**BRIEF:**
Omit any picture, and return the remaining data exactly as written.

**COLLECTED MATERIAL:**
((

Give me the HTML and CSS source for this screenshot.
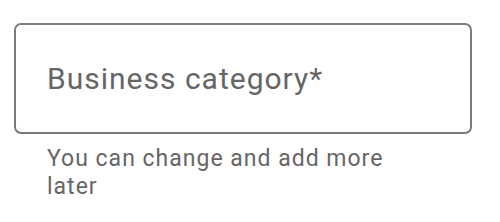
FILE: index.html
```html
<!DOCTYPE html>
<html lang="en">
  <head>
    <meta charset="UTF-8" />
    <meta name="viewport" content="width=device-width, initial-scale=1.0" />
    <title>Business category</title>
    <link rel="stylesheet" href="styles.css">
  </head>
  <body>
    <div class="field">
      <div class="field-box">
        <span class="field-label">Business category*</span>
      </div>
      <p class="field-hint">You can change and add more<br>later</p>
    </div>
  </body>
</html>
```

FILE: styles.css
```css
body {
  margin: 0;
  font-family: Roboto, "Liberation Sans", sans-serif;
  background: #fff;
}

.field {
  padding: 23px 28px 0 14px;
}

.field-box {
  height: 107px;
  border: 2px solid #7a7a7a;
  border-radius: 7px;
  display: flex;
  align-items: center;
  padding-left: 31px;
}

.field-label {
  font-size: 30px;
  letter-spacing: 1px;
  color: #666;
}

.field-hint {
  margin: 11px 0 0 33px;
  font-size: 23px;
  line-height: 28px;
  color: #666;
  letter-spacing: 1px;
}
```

))

**RESULT:**
Give me the HTML and CSS source for this screenshot.
FILE: index.html
```html
<!DOCTYPE html>
<html lang="en">
  <head>
    <meta charset="UTF-8" />
    <meta name="viewport" content="width=device-width, initial-scale=1.0" />
    <title>Business category</title>
    <link rel="stylesheet" href="styles.css">
  </head>
  <body>
    <div class="field">
      <div class="field-box">
        <span class="field-label">Business category*</span>
      </div>
      <p class="field-hint">You can change and add more<br>later</p>
    </div>
  </body>
</html>
```

FILE: styles.css
```css
body {
  margin: 0;
  font-family: Roboto, "Liberation Sans", sans-serif;
  background: #fff;
}

.field {
  padding: 23px 28px 0 14px;
}

.field-box {
  height: 107px;
  border: 2px solid #7a7a7a;
  border-radius: 7px;
  display: flex;
  align-items: center;
  padding-left: 31px;
}

.field-label {
  font-size: 30px;
  letter-spacing: 1px;
  color: #666;
}

.field-hint {
  margin: 11px 0 0 33px;
  font-size: 23px;
  line-height: 28px;
  color: #666;
  letter-spacing: 1px;
}
```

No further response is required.